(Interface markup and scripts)
** begin **

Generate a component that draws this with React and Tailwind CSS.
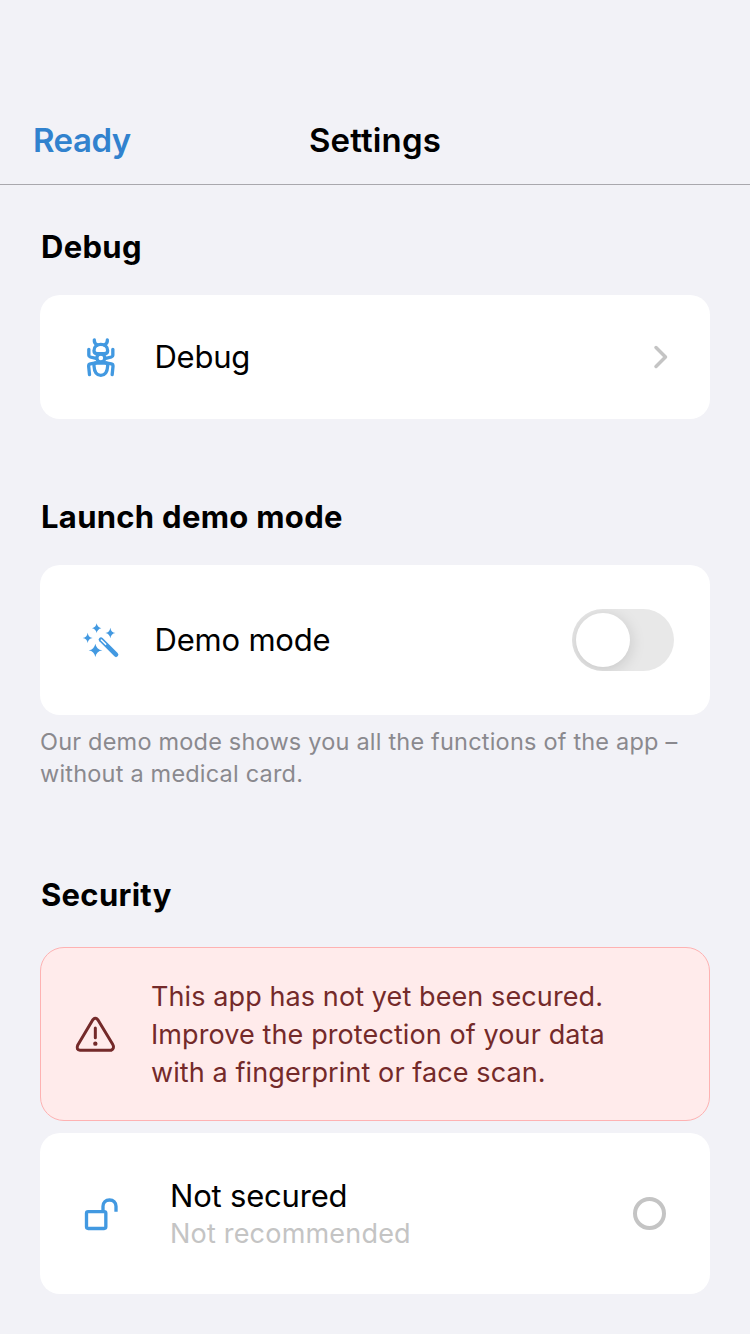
import React from "react";

function BugIcon() {
  return (
    <svg className="size-16 shrink-0" viewBox="0 0 192 192" fill="none" stroke="#4299e1" strokeWidth="10" strokeLinecap="round" strokeLinejoin="round">
      <path d="M73 45Q72 55 82 60M112 45Q113 55 103 60" />
      <path d="M83 86C76 86 72 82 72 77C72 65 81 58 92.500 58C104 58 113 65 113 77C113 82 109 86 102 86Z" />
      <circle cx="92.500" cy="99" r="12" />
      <path d="M79 114H106C111 114 113.500 117 113 123C112 141 104 151 92.500 151C81 151 73 141 72 123C71.500 117 74 114 79 114Z" />
      <path d="M56.500 73V91Q56.500 95 60.500 96L78 100M128.500 73V91Q128.500 95 124.500 96L107 100" />
      <path d="M77 114L61 116.500Q55.500 117.500 56 124L58.500 149M108 114L124 116.500Q129.500 117.500 129 124L126.500 149" />
    </svg>
  );
}

function WandIcon() {
  return (
    <svg className="mt-1 size-16 shrink-0" viewBox="0 0 192 192" fill="#4299e1">
      <path d="M80 40Q82 52 94 54.500Q82 57 80 69Q78 57 66 54.500Q78 52 80 40Z" />
      <path d="M121 53Q123 67 136 69Q123 71 121 85Q119 71 106 69Q119 67 121 53Z" />
      <path d="M53 68Q55 82 68 84Q55 86 53 99Q51 86 38 84Q51 82 53 68Z" />
      <path d="M76 101Q79 118 97 121Q79 124 76 141Q73 124 56 121Q73 118 76 101Z" />
      <path d="M93 89L138 134" fill="none" stroke="#4299e1" strokeWidth="14" strokeLinecap="round" />
      <path d="M94 90L107 103" stroke="#fff" strokeWidth="4.500" strokeLinecap="round" />
    </svg>
  );
}

function AlertIcon() {
  return (
    <svg className="mt-[6px] size-16 shrink-0" viewBox="0 0 192 192" fill="none" stroke="#742a2a" strokeWidth="9" strokeLinecap="round" strokeLinejoin="round">
      <path d="M83 45Q91 35 99 45L143 118Q150 130 138 136H45Q33 135 38 121Z" />
      <path d="M91 69V98" />
      <circle cx="91" cy="116" r="6.500" fill="#742a2a" stroke="none" />
    </svg>
  );
}

function UnlockIcon() {
  return (
    <svg className="mt-[7px] size-16 shrink-0" viewBox="0 0 192 192" fill="none" stroke="#4299e1" strokeWidth="10" strokeLinecap="butt" strokeLinejoin="round">
      <rect x="49.500" y="80" width="58" height="50.500" rx="5" />
      <path d="M99 80V64C99 52 107 45 118.500 45C130 45 138 52 138 64V80" />
    </svg>
  );
}

function SectionTitle({ children }) {
  return <h2 className="pb-px pl-px text-[31px] leading-[39px] font-bold tracking-[0.3px]">{children}</h2>;
}

export default function App() {
  return (
    <div className="flex h-[1334px] w-[750px] flex-col overflow-hidden bg-[#f2f2f7] font-['Inter','Liberation_Sans',sans-serif] text-black">
      <header className="grid h-[185px] shrink-0 grid-cols-3 items-end border-b border-[#a9a8ad] px-8 pb-6 text-[33px] leading-10 font-semibold">
        <button className="pl-px text-left tracking-[-0.5px] text-[#3182ce]">Ready</button>
        <h1 className="text-center tracking-[0.15px]">Settings</h1>
      </header>

      <main className="flex flex-col px-10">
        <section className="mt-[42px]">
          <SectionTitle>Debug</SectionTitle>
          <div className="mt-7 flex h-[124px] items-center rounded-[20px] bg-white pr-[41px] pl-[30px]">
            <BugIcon />
            <span className="ml-[20.5px] flex-1 pb-px text-[31px] leading-10 tracking-[-0.25px]">Debug</span>
            <svg className="h-6 w-[17px]" viewBox="0 0 17 24" fill="none" stroke="#c4c4c4" strokeWidth="3.500" strokeLinecap="round" strokeLinejoin="round">
              <path d="M4 2.500L13.500 12L4 21.500" />
            </svg>
          </div>
        </section>

        <section className="mt-[78px]">
          <SectionTitle>Launch demo mode</SectionTitle>
          <div className="mt-7 flex h-[150px] items-center rounded-[20px] bg-white pr-9 pl-[30px]">
            <WandIcon />
            <span className="ml-[20.5px] flex-1 pb-px text-[31px] leading-10 tracking-[-0.2px]">Demo mode</span>
            <div className="flex h-[62px] w-[102px] items-center overflow-hidden rounded-full bg-[#e8e8e8] pl-1">
              <div className="size-[54px] rounded-full bg-white shadow-[0_3px_16px_rgba(0,0,0,0.15)]" />
            </div>
          </div>
          <p className="mt-[11px] text-[23.5px] leading-8 tracking-[0.2px] whitespace-nowrap text-[#8a898e]">
            Our demo mode shows you all the functions of the app –<br />
            without a medical card.
          </p>
        </section>

        <section className="mt-[85px]">
          <SectionTitle>Security</SectionTitle>
          <div className="mt-8 flex h-[174px] items-center rounded-3xl border border-[#feb2b2] bg-[#ffebeb] pl-6">
            <AlertIcon />
            <p className="ml-[22px] pt-[2px] text-[27px] leading-[38px] tracking-[0.1px] whitespace-nowrap text-[#742a2a]">
              This app has not yet been secured.<br />
              Improve the protection of your data<br />
              with a fingerprint or face scan.
            </p>
          </div>
          <div className="mt-3 flex h-[161px] items-center rounded-[20px] bg-white pr-11 pl-[30px]">
            <UnlockIcon />
            <div className="ml-9 flex-1">
              <div className="pb-px text-[31px] leading-[39px] tracking-[-0.2px]">Not secured</div>
              <div className="text-[27px] leading-9 tracking-[0.2px] text-[#c4c4c4]">Not recommended</div>
            </div>
            <div className="size-[33px] rounded-full border-4 border-[#c4c4c4]" />
          </div>
        </section>
      </main>
    </div>
  );
}
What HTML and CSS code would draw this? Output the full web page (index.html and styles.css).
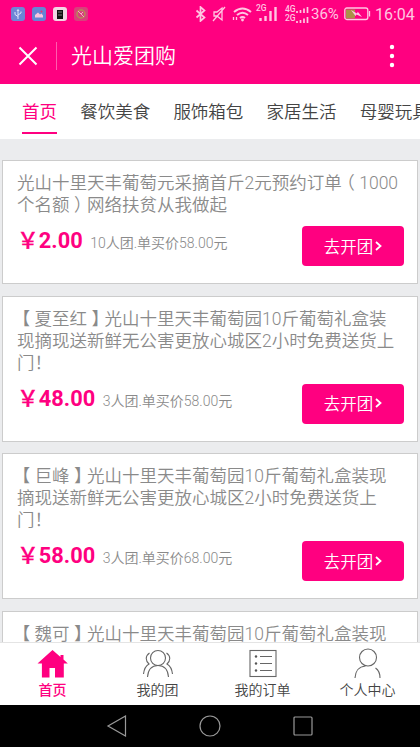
FILE: index.html
```html
<!DOCTYPE html>
<html lang="zh-CN">
<head>
<meta charset="utf-8">
<meta name="viewport" content="width=device-width, initial-scale=1">
<title>光山爱团购</title>
<link rel="stylesheet" href="styles.css">
</head>
<body>
<div class="phone">
  <header class="top">
    <div class="status">
      <div class="notices">
        <svg width="14" height="14" viewBox="0 0 14 14"><rect width="14" height="14" rx="3" fill="#6f86d6"/><path d="M7 12V3M7 9.500 4 7.500V5M7 8l3-2V4.500M6 4l1-1.500L8 4" fill="none" stroke="#dfe6fa"/></svg>
        <svg width="14" height="14" viewBox="0 0 14 14"><rect width="14" height="14" rx="3" fill="#6685d4"/><path d="M3 10.500V8l3-2.500 2 2 1.500-1 1.500 2v2z" fill="#fbc4df"/><circle cx="9.500" cy="4.500" r="1" fill="#e9346f"/></svg>
        <svg width="14" height="14" viewBox="0 0 14 14"><rect width="14" height="14" rx="3" fill="#f3d5e5"/><path d="M4 3h6v9H4z" fill="#111"/><path d="M5 5h4M5 8h4" stroke="#777"/></svg>
        <svg width="14" height="14" viewBox="0 0 14 14"><rect width="14" height="14" rx="3" fill="#d8407c"/><circle cx="7" cy="7" r="4" fill="none" stroke="#b58c56" stroke-width="1.500"/><path d="m4 4 6 6M7 7l2-2" stroke="#f5a9c4"/></svg>
      </div>
      <svg class="bluetooth" width="11" height="16" viewBox="0 0 11 16"><path d="m1.500 4.500 8 7-4 3.500V1l4 3.500-8 7" class="sline wide"/></svg>
      <svg class="mute" width="14" height="16" viewBox="0 0 14 16"><path d="M2 6h3l5-4v12l-5-4H2zM13 1 1 15" class="sline"/></svg>
      <svg class="wifi" width="21" height="16" viewBox="0 0 21 16"><path d="M2 6q8.500-7 17 0M5 9q5.500-4.500 11 0M8 12q2.500-2 5 0" class="sline arcs"/><circle cx="10.500" cy="14" r="1.400" class="sfill"/><path d="M1.500 14v-3M4.500 11v3" class="sline"/></svg>
      <div class="signal"><span>2G</span>
        <svg width="18" height="16" viewBox="0 0 18 16"><path d="M1.500 15v-3M6.500 15v-5M11.500 15V5M16.500 15V1" class="sline bars"/></svg>
      </div>
      <div class="dual">
        <div class="dual-row"><span>4G</span><svg width="13" height="7" viewBox="0 0 13 7"><path d="M1 6V4M4.500 6V3M8 6V1.500M11.500 6V0" class="sline wide"/></svg></div>
        <div class="dual-row"><span>2G</span><svg width="13" height="7" viewBox="0 0 13 7"><path d="M1 7V5M4.500 7V4M8 7V2.500M11.500 7V1" class="sline wide"/></svg></div>
      </div>
      <span class="percent">36%</span>
      <svg class="battery" width="27" height="14" viewBox="0 0 27 14"><rect x=".8" y="1" width="23" height="11.500" rx="2" class="sline"/><path d="M2 2.500h9v9H2z" fill="#ab9148"/><path d="M25.500 4v5.500" class="sline"/><path d="m7 3 6 3.500.8-1.700L18 10l-5.500-2.500-1 1.500z" class="sfill"/></svg>
      <span class="clock">16:04</span>
    </div>
    <div class="titlebar">
      <svg class="close" width="20" height="20" viewBox="0 0 20 20"><path d="m1.500 1.500 17 17m0-17-17 17" fill="none" stroke="#fff" stroke-width="2"/></svg>
      <span class="divider"></span>
      <h1>光山爱团购</h1>
      <svg class="more" width="6" height="24" viewBox="0 0 6 24"><g fill="#fff"><circle cx="3" cy="3" r="2.200"/><circle cx="3" cy="12" r="2.200"/><circle cx="3" cy="21" r="2.200"/></g></svg>
    </div>
  </header>

  <nav class="tabs">
    <span class="tab active">首页</span>
    <span class="tab">餐饮美食</span>
    <span class="tab">服饰箱包</span>
    <span class="tab">家居生活</span>
    <span class="tab">母婴玩具</span>
  </nav>

  <main class="list">
    <article class="card">
      <h2>光山十里天丰葡萄元采摘首斤2元预约订单<span class="bracket">（</span>1000<br>个名额<span class="bracket">）</span>网络扶贫从我做起</h2>
      <div class="buy">
        <span class="price"><span class="yen">￥</span>2.00</span><span class="note">10人团.单买价58.00元</span>
        <span class="go">去开团<svg width="7" height="10" viewBox="0 0 7 10"><path d="m1 1 4.500 4L1 9"/></svg></span>
      </div>
    </article>
    <article class="card">
      <h2><span class="bracket">【</span>夏至红<span class="bracket">】</span>光山十里天丰葡萄园10斤葡萄礼盒装<br>现摘现送新鲜无公害更放心城区2小时免费送货上<br>门！</h2>
      <div class="buy">
        <span class="price"><span class="yen">￥</span>48.00</span><span class="note">3人团.单买价58.00元</span>
        <span class="go">去开团<svg width="7" height="10" viewBox="0 0 7 10"><path d="m1 1 4.500 4L1 9"/></svg></span>
      </div>
    </article>
    <article class="card">
      <h2><span class="bracket">【</span>巨峰<span class="bracket">】</span>光山十里天丰葡萄园10斤葡萄礼盒装现<br>摘现送新鲜无公害更放心城区2小时免费送货上<br>门！</h2>
      <div class="buy">
        <span class="price"><span class="yen">￥</span>58.00</span><span class="note">3人团.单买价68.00元</span>
        <span class="go">去开团<svg width="7" height="10" viewBox="0 0 7 10"><path d="m1 1 4.500 4L1 9"/></svg></span>
      </div>
    </article>
    <article class="card">
      <h2><span class="bracket">【</span>魏可<span class="bracket">】</span>光山十里天丰葡萄园10斤葡萄礼盒装现</h2>
    </article>
  </main>

  <nav class="bottom">
    <div class="item active">
      <svg width="32" height="32" viewBox="0 0 32 32"><path d="M15.500 3 .5 16.500h4.400V30.500H12.500V21h5.500v9.500h8.800v-14h4L26.500 12.500V8h-3v2z" fill="#ff0080"/></svg>
      <span>首页</span>
    </div>
    <div class="item">
      <svg width="32" height="32" viewBox="0 0 32 32"><g class="line"><circle cx="16" cy="11" r="7.500"/><path d="M5.500 30C6 24 9 18.500 16 18.500S26 24 26.500 30M7.500 6C3 9 3.500 14 7 17c-3.500 2-5 5.500-5.500 10M24.500 6c4.500 3 4 8 .5 11 3.500 2 5 5.500 5.500 10"/></g></svg>
      <span>我的团</span>
    </div>
    <div class="item">
      <svg width="32" height="32" viewBox="0 0 32 32"><g class="line"><rect x="3" y="3.500" width="26" height="26"/><path d="M13 9.500h12M13 16.500h12M13 23.500h12"/></g><g fill="#555"><circle cx="9" cy="9.500" r="1.200"/><circle cx="9" cy="16.500" r="1.200"/><circle cx="9" cy="23.500" r="1.200"/></g></svg>
      <span>我的订单</span>
    </div>
    <div class="item">
      <svg width="32" height="32" viewBox="0 0 32 32"><g class="line"><circle cx="16" cy="10.500" r="8.500"/><path d="M3 31c.3-6 3.500-11.500 10.500-12M23.500 21c3 2 4.500 5.500 4.500 10"/></g></svg>
      <span>个人中心</span>
    </div>
  </nav>

  <footer class="system">
    <svg width="22" height="22" viewBox="0 0 22 22"><path d="M19.500 1v20L2 11z"/></svg>
    <svg width="22" height="22" viewBox="0 0 22 22"><circle cx="11" cy="11" r="10"/></svg>
    <svg width="22" height="22" viewBox="0 0 22 22"><rect x="2" y="2" width="18" height="18" rx="1"/></svg>
  </footer>
</div>
</body>
</html>
```

FILE: styles.css
```css
* { box-sizing: border-box; }
body {
  margin: 0;
  font-family: Roboto, "Noto Sans CJK SC", sans-serif;
  font-weight: 350;
}
svg { display: block; flex: none; }
h1, h2 { margin: 0; font-weight: 350; }

.phone {
  width: 420px;
  height: 747px;
  display: flex;
  flex-direction: column;
  overflow: hidden;
  white-space: nowrap;
  background: #ebecee;
}

.top {
  flex: none;
  height: 84px;
  background: #ff0080;
  color: #fff;
}
.status {
  height: 28px;
  display: flex;
  align-items: center;
  color: #ffc6e2;
}
.notices { display: flex; gap: 7px; margin-left: 11px; }
.sline { fill: none; stroke: #ffc6e2; stroke-width: 1.3; }
.sline.wide { stroke-width: 1.7; }
.sline.arcs { stroke-width: 2; }
.sline.bars { stroke-width: 2.4; }
.sfill { fill: #ffc6e2; }
.bluetooth { margin-left: 107px; }
.mute { margin-left: 6px; }
.wifi { margin-left: 6px; }
.signal {
  display: flex;
  margin-left: 3px;
  width: 21px;
  height: 16px;
  position: relative;
  justify-content: flex-end;
}
.signal span {
  position: absolute;
  left: 0;
  top: -2px;
  font: 500 8.500px/8px Roboto, sans-serif;
}
.dual { margin-left: 8px; width: 25px; }
.dual-row {
  display: flex;
  align-items: flex-end;
  height: 9px;
  font: 500 8.500px/9px Roboto, sans-serif;
}
.percent { margin-left: 1px; width: 30px; font-size: 15px; font-weight: 400; }
.battery { margin-left: 3px; }
.clock { margin-left: 4px; font-size: 16px; font-weight: 400; }

.titlebar {
  height: 56px;
  display: flex;
  align-items: center;
  padding: 0 25px 0 18px;
}
.divider { width: 1px; height: 28px; margin: 0 14px 0 18px; background: #ff5cae; }
.titlebar h1 { font-size: 21px; line-height: 28px; font-weight: 350; }
.more { margin-left: auto; }

.tabs {
  flex: none;
  height: 55px;
  display: flex;
  gap: 23.200px;
  padding-left: 22px;
  background: #fff;
  color: #444;
  font-size: 17.500px;
  overflow: hidden;
}
.tab { flex: none; height: 50px; line-height: 56px; }
.tab.active { color: #ff0080; border-bottom: 2px solid #ff0080; font-weight: 400; }

.list {
  flex: 1;
  min-height: 0;
  display: flex;
  flex-direction: column;
  gap: 11.600px;
  padding: 21px 2px 0;
  overflow: hidden;
}
.card {
  flex: none;
  padding: 11px 13px 16px 14px;
  background: #fff;
  border: 1px solid #ccc;
}
.card h2 { font-size: 17.500px; line-height: 22px; color: #8a8a8a; }
/* Half-width bracket glyphs, centred in a full-width cell */
.bracket { font-feature-settings: "halt"; padding: 0 .25em; }
.buy { display: flex; align-items: flex-start; margin-top: 10px; height: 41px; }
.price { font-size: 21.800px; line-height: 30px; font-weight: 700; color: #ff0080; }
.yen { font-weight: 500; -webkit-text-stroke: .3px #ff0080; }
.note { margin-left: 7.500px; font-size: 14px; line-height: 35px; color: #8a8a8a; }
.go {
  display: flex;
  align-items: center;
  justify-content: center;
  gap: 2px;
  width: 102px;
  height: 40px;
  margin-left: auto;
  padding-bottom: 1px;
  border-radius: 4px;
  background: #ff0080;
  color: #fff;
  font-size: 16.500px;
}
.go path { fill: none; stroke: #fff; stroke-width: 1.8; }

.bottom {
  flex: none;
  height: 63px;
  display: grid;
  grid-template-columns: repeat(4, 1fr);
  background: #fff;
  border-top: 1px solid #e4e4e4;
}
.item {
  display: flex;
  flex-direction: column;
  align-items: center;
  padding-top: 4px;
  color: #444;
  font-size: 14px;
  line-height: 22px;
}
.item.active { color: #ff0080; font-weight: 500; }
.line { fill: none; stroke: #666; stroke-width: 1.1; }

.system {
  flex: none;
  height: 42px;
  display: flex;
  align-items: center;
  justify-content: center;
  gap: 71px;
  background: #000;
}
.system svg { fill: none; stroke: #999; stroke-width: 1.2; }
```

** end **

Where a line of the entries contains the word "React", copy that line.

**The output**
Generate a component that draws this with React and Tailwind CSS.
import React from "react";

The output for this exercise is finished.